(GOAL): Report how many lines of these entries hold the string "Tailwind"; reply with the number alone.

(EXTRACTED INFORMATION):
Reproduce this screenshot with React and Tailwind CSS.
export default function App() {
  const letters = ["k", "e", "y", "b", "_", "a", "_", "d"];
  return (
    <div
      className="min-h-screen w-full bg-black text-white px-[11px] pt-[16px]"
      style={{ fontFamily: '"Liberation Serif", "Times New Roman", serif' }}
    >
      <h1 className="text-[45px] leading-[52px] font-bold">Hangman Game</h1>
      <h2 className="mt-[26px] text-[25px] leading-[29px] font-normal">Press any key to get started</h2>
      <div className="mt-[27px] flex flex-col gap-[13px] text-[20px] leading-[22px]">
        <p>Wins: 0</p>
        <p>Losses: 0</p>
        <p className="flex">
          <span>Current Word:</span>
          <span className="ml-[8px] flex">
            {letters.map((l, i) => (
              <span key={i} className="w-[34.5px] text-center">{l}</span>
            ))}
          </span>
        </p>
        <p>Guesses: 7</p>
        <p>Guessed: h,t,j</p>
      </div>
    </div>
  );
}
* * *
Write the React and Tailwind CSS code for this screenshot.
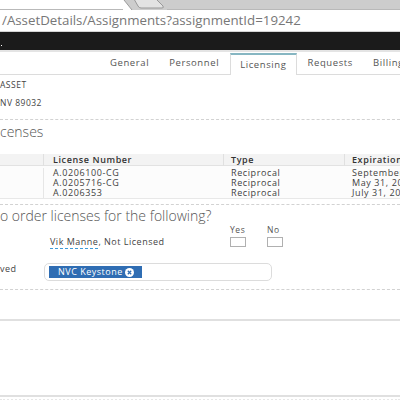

(OUTPUT): 2